Sooner or later, every playwright discovers—or believes himself to have discovered—Strindberg, Pirandello, Brecht or any of a number of seminal theatre artists proposing an alternative to dramatic realism. In 1953, Tennessee Williams responded to his society's social tensions—the McCarthy scourge; the post-WW II boom economy and subsequent proliferation of tourism; repressive attitudes toward homosexuality; and other individualistic behavior—with an epic jeremiad borrowing from a welter of prototypes.

Our play opens on a plaza in a border town on the historical Royal Highway—El Camino Real, but here pronounced 'CA-mino Reel'—where a Checkpoint Charlie scrutinizes travelers looking to cross into the unnamed land beyond. The wayfarers include such international celebrities as Don Quixote, Lord Byron, Giacomo ( sic ) Casanova, Marguerite Gautier ( a.k.a. La Dame Aux Camellias ) and the ubiquitous Yankee known only as Kilroy, along with the expected regional and expatriate types—gypsies, hustlers, thieves, innkeepers, tourists, nouveau-riche moguls, faded aristocrats and the grotesquely comic 'street cleaners' who dispose of the dead. On this day, like every other, they pass the time in various ways, bestirring themselves only when an opportunity to flee their torpid environment presents itself.
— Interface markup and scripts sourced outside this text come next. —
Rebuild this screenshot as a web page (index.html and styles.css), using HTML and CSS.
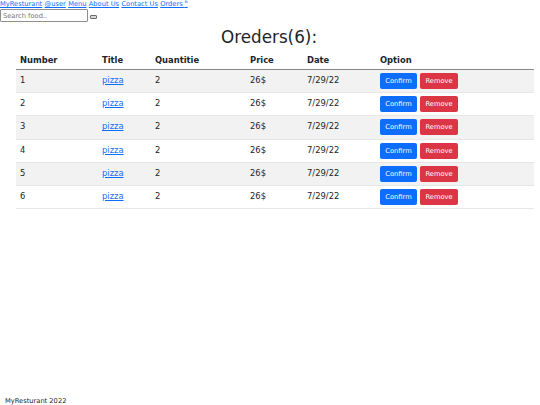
FILE: index.html
```html
<!DOCTYPE html>
<html lang="en">
<head>
<meta charset="utf-8">
<title>Orders</title>
<link rel="stylesheet" href="styles.css">
</head>
<body>
<div class="page">
  <header class="top">
    <nav class="nav">
      <a href="#">MyResturant</a>
      <a href="#">@user</a>
      <a href="#">Menu</a>
      <a href="#">About Us</a>
      <a href="#">Contact Us</a>
      <a href="#">Orders <sup>6</sup></a>
    </nav>
    <form class="search">
      <input class="search-input" type="text" placeholder="Search food..">
      <button class="search-btn" type="button"></button>
    </form>
  </header>
  <main class="main">
    <h1 class="title">Oreders(6):</h1>
    <table class="orders">
      <thead>
        <tr>
          <th class="c1">Number</th>
          <th class="c2">Title</th>
          <th class="c3">Quantitie</th>
          <th class="c4">Price</th>
          <th class="c5">Date</th>
          <th class="c6">Option</th>
        </tr>
      </thead>
      <tbody>
        <tr><td>1</td><td><a href="#">pizza</a></td><td>2</td><td>26$</td><td>7/29/22</td><td><div class="btns"><button class="btn confirm">Confirm</button><button class="btn remove">Remove</button></div></td></tr>
        <tr><td>2</td><td><a href="#">pizza</a></td><td>2</td><td>26$</td><td>7/29/22</td><td><div class="btns"><button class="btn confirm">Confirm</button><button class="btn remove">Remove</button></div></td></tr>
        <tr><td>3</td><td><a href="#">pizza</a></td><td>2</td><td>26$</td><td>7/29/22</td><td><div class="btns"><button class="btn confirm">Confirm</button><button class="btn remove">Remove</button></div></td></tr>
        <tr><td>4</td><td><a href="#">pizza</a></td><td>2</td><td>26$</td><td>7/29/22</td><td><div class="btns"><button class="btn confirm">Confirm</button><button class="btn remove">Remove</button></div></td></tr>
        <tr><td>5</td><td><a href="#">pizza</a></td><td>2</td><td>26$</td><td>7/29/22</td><td><div class="btns"><button class="btn confirm">Confirm</button><button class="btn remove">Remove</button></div></td></tr>
        <tr><td>6</td><td><a href="#">pizza</a></td><td>2</td><td>26$</td><td>7/29/22</td><td><div class="btns"><button class="btn confirm">Confirm</button><button class="btn remove">Remove</button></div></td></tr>
      </tbody>
    </table>
  </main>
  <footer class="footer">MyResturant 2022</footer>
</div>
</body>
</html>
```
FILE: styles.css
```css
html, body {
  margin: 0;
  padding: 0;
}
body {
  font-family: "DejaVu Sans", sans-serif;
  color: #212529;
  background: #fff;
  font-size: 8.4px;
}
.page {
  height: 405px;
  display: flex;
  flex-direction: column;
}
.top {
  display: flex;
  flex-direction: column;
  align-items: flex-start;
}
.nav {
  font-size: 6.7px;
  line-height: 9px;
  display: flex;
  gap: 2.3px;
}
.nav a {
  color: #0d6efd;
  text-decoration: underline;
}
.nav sup {
  font-size: 4.5px;
  vertical-align: 3px;
  line-height: 0;
}
.search {
  display: flex;
  align-items: flex-end;
  gap: 2px;
  margin: 0;
}
.search-input {
  box-sizing: border-box;
  width: 88px;
  height: 13px;
  margin: 0;
  padding: 0 2px;
  border: 1px solid #8f8f8f;
  border-radius: 1px;
  font-family: "DejaVu Sans", sans-serif;
  font-size: 6.7px;
  color: #212529;
}
.search-input::placeholder {
  color: #757575;
}
.search-btn {
  box-sizing: border-box;
  width: 7px;
  height: 4px;
  margin: 0 0 3px 0;
  padding: 0;
  border: 1px solid #6b6b6b;
  border-radius: 1px;
  background: #d9d9d9;
}
.main {
  flex: 1;
}
.title {
  margin: 3px 0 0 0;
  padding-right: 2px;
  text-align: center;
  font-weight: 400;
  font-size: 16.8px;
  line-height: 24px;
}
.orders {
  width: 518px;
  border-collapse: collapse;
  margin: 1px 0 0 16px;
}
.orders th,
.orders td {
  text-align: left;
  padding: 4px 4px 0 4px;
  line-height: 12px;
  vertical-align: top;
}
.orders th {
  font-weight: 700;
  padding-top: 4px;
  padding-bottom: 3px;
}
.orders thead tr {
  border-bottom: 1px solid #888;
}
.orders tbody tr {
  border-bottom: 1px solid #e6e6e6;
  height: 23.2px;
}
.orders tbody tr:nth-child(odd) {
  background: #f2f2f2;
}
.c1 { width: 74px; }
.c2 { width: 45px; }
.c3 { width: 87px; }
.c4 { width: 49px; }
.c5 { width: 65px; }
.orders td a {
  color: #0d6efd;
  text-decoration: underline;
}
.btns {
  display: flex;
  gap: 3px;
  margin-top: -1px;
}
.btn {
  box-sizing: border-box;
  height: 16px;
  padding: 0 5px;
  border: 0;
  border-radius: 2px;
  font-family: "DejaVu Sans", sans-serif;
  font-size: 6.7px;
  color: #fff;
  line-height: 16px;
}
.confirm {
  background: #0d6efd;
  width: 37px;
}
.remove {
  background: #dc3545;
  width: 38px;
}
.footer {
  font-size: 6.7px;
  line-height: 9px;
  padding: 0 0 0 5px;
  margin-bottom: -1px;
}
```
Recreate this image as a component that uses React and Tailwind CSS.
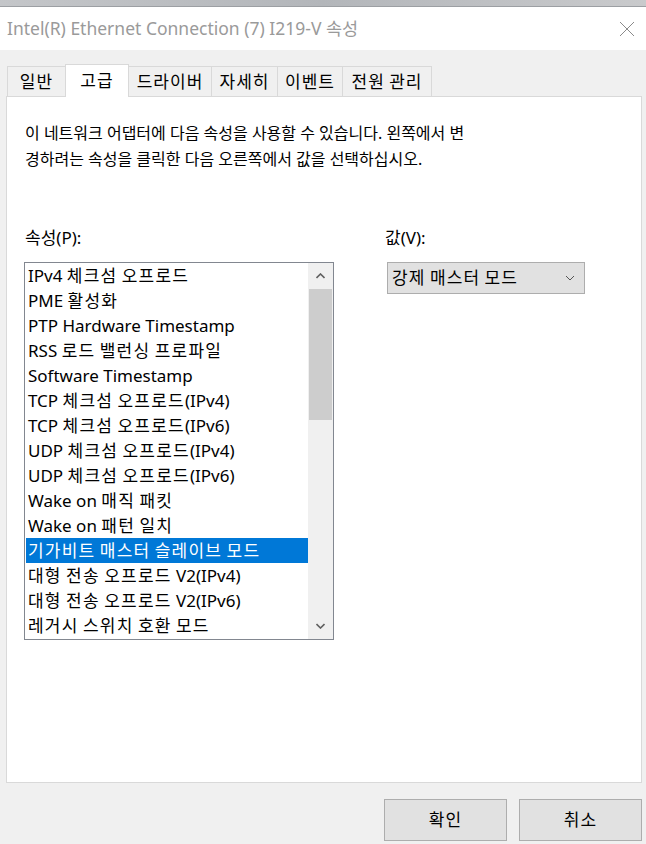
import React from "react";

const items = [
  "IPv4 체크섬 오프로드",
  "PME 활성화",
  "PTP Hardware Timestamp",
  "RSS 로드 밸런싱 프로파일",
  "Software Timestamp",
  "TCP 체크섬 오프로드(IPv4)",
  "TCP 체크섬 오프로드(IPv6)",
  "UDP 체크섬 오프로드(IPv4)",
  "UDP 체크섬 오프로드(IPv6)",
  "Wake on 매직 패킷",
  "Wake on 패턴 일치",
  "기가비트 매스터 슬레이브 모드",
  "대형 전송 오프로드 V2(IPv4)",
  "대형 전송 오프로드 V2(IPv6)",
  "레거시 스위치 호환 모드",
];

const tabs = [
  { label: "일반", w: "w-[59px]" },
  { label: "고급", w: "w-[64px]", active: true },
  { label: "드라이버", w: "w-[84px]" },
  { label: "자세히", w: "w-[67px]" },
  { label: "이벤트", w: "w-[66px]" },
  { label: "전원 관리", w: "w-[90px]" },
];

function K({ text, cls = "tracking-[1.2px]" }) {
  const parts = text.split(/([\uac00-\ud7a3]+)/);
  return (
    <>
      {parts.map((p, i) =>
        /[\uac00-\ud7a3]/.test(p) ? (
          <span key={i} className={cls}>
            {p}
          </span>
        ) : (
          <React.Fragment key={i}>{p}</React.Fragment>
        )
      )}
    </>
  );
}

export default function App() {
  return (
    <div
      className="w-[646px] h-[844px] bg-[#f0f0f0] flex flex-col overflow-hidden text-black"
      style={{ fontFamily: '"Noto Sans", "Noto Sans CJK KR", sans-serif' }}
    >
      <div className="h-[7px] shrink-0 bg-gradient-to-r from-[#c4c6c9] via-[#b3b6ba] to-[#c9cacc] border-b border-[#9c9fa3]" />
      <div className="h-[43px] shrink-0 bg-white flex items-center justify-between pl-[7px] pr-[10px]">
        <span className="text-[17.5px] text-[#9a9a9a] leading-none">
          Intel(R) Ethernet Connection (7) I219-V 속성
        </span>
        <svg width="16" height="16" viewBox="0 0 16 16" className="mr-[1px]">
          <path d="M1 1 L15 15 M15 1 L1 15" stroke="#8a8a8a" strokeWidth="1" fill="none" />
        </svg>
      </div>
      <div className="h-[14px] shrink-0" />
      <div className="flex items-end pl-[7px] h-[33px] shrink-0 relative z-10">
        {tabs.map((t, i) => (
          <div
            key={t.label}
            className={`${t.w} ${i > 0 ? "-ml-px" : ""} ${
              t.active
                ? "h-[33px] bg-white border border-b-0 border-[#d9d9d9] relative z-10"
                : "h-[30px] mb-px bg-[#f0f0f0] border border-b-0 border-[#d9d9d9]"
            } flex items-center justify-center text-[17px] leading-none`}
          >
            <span className={t.active ? "-mt-[1px]" : ""}>
              <K text={t.label} cls="tracking-[1px]" />
            </span>
          </div>
        ))}
      </div>
      <div className="-mt-px ml-[6px] w-[636px] h-[687px] shrink-0 bg-white border border-[#d9d9d9] flex flex-col">
        <div className="pl-[18px] pt-[23px] text-[16px] leading-[26px]">
          <div>이 네트워크 어댑터에 다음 속성을 사용할 수 있습니다. 왼쪽에서 변</div>
          <div>경하려는 속성을 클릭한 다음 오른쪽에서 값을 선택하십시오.</div>
        </div>
        <div className="flex pl-[17px] mt-[54px]">
          <div className="w-[310px] flex flex-col">
            <div className="h-[24px] leading-[24px] pl-[1px] text-[17px]">속성(P):</div>
            <div className="mt-[12px] h-[378px] border border-[#828790] flex">
              <div className="flex-1 flex flex-col">
                {items.map((it, i) => (
                  <div
                    key={it}
                    className={`h-[25px] leading-[25px] pl-[3px] text-[17px] whitespace-nowrap ${
                      i === 11 ? "bg-[#0078d7] text-white ml-px" : ""
                    }`}
                  >
                    <span className={i === 11 ? "-ml-px" : ""}>
                      <K text={it} />
                    </span>
                  </div>
                ))}
              </div>
              <div className="w-[25px] bg-[#f0f0f0] flex flex-col">
                <div className="h-[26px] flex items-center justify-center">
                  <svg width="9" height="6" viewBox="0 0 9 6">
                    <path d="M0.5 5 L4.5 1 L8.5 5" stroke="#606060" strokeWidth="1.6" fill="none" />
                  </svg>
                </div>
                <div className="h-[131px] bg-[#cdcdcd] mx-[1px]" />
                <div className="flex-1" />
                <div className="h-[26px] flex items-center justify-center">
                  <svg width="9" height="6" viewBox="0 0 9 6">
                    <path d="M0.5 1 L4.5 5 L8.5 1" stroke="#606060" strokeWidth="1.6" fill="none" />
                  </svg>
                </div>
              </div>
            </div>
          </div>
          <div className="ml-[51px] flex flex-col">
            <div className="h-[24px] leading-[24px] text-[17px]">값(V):</div>
            <div className="mt-[12px] ml-[2px] w-[198px] h-[32px] bg-[#e1e1e1] border border-[#adadad] flex items-center justify-between pl-[4px] pr-[9px] text-[17px]">
              <span>
                <K text="강제 매스터 모드" cls="tracking-[1.1px]" />
              </span>
              <svg width="10" height="6" viewBox="0 0 10 6">
                <path d="M1 1 L5 5 L9 1" stroke="#555" strokeWidth="1" fill="none" />
              </svg>
            </div>
          </div>
        </div>
      </div>
      <div className="flex justify-end gap-[12px] pr-[4px] mt-[16px]">
        <button className="w-[123px] h-[42px] bg-[#e1e1e1] border border-[#adadad] text-[17px]">
          <K text="확인" cls="tracking-[1px]" />
        </button>
        <button className="w-[123px] h-[42px] bg-[#e1e1e1] border border-[#adadad] text-[17px]">
          <K text="취소" cls="tracking-[1px]" />
        </button>
      </div>
    </div>
  );
}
Williams' romantic outlook and microcosmic orientation are ill-equipped to support such a load of critical propaganda—an observation made at its premiere, and no less valid today—emerging in moments of lyrical delicacy all but swamped in heavily symbolic spectacle, sprawl exacerbated by Mom and Dad Productions' scattershot approach to their material. The first duty of a director is to make everyone look like they belong on the same stage, but Joe Feliciano seems more focused on the three characters he portrays, himself, than on finding and enforcing a strong central metaphor to rescue the text from its own excess.

Left to their own devices, the actors adopt a hodgepodge of stylistic mannerisms ranging from Stanislavskian empathy to quasi-Mel Brooks slapstick. The results make for intriguing stage pictures, but a play that clocks in at two and a half hours needs more than exotic visual panoramas to elevate its purpose, however heartfelt, above the level of drama-club exercise.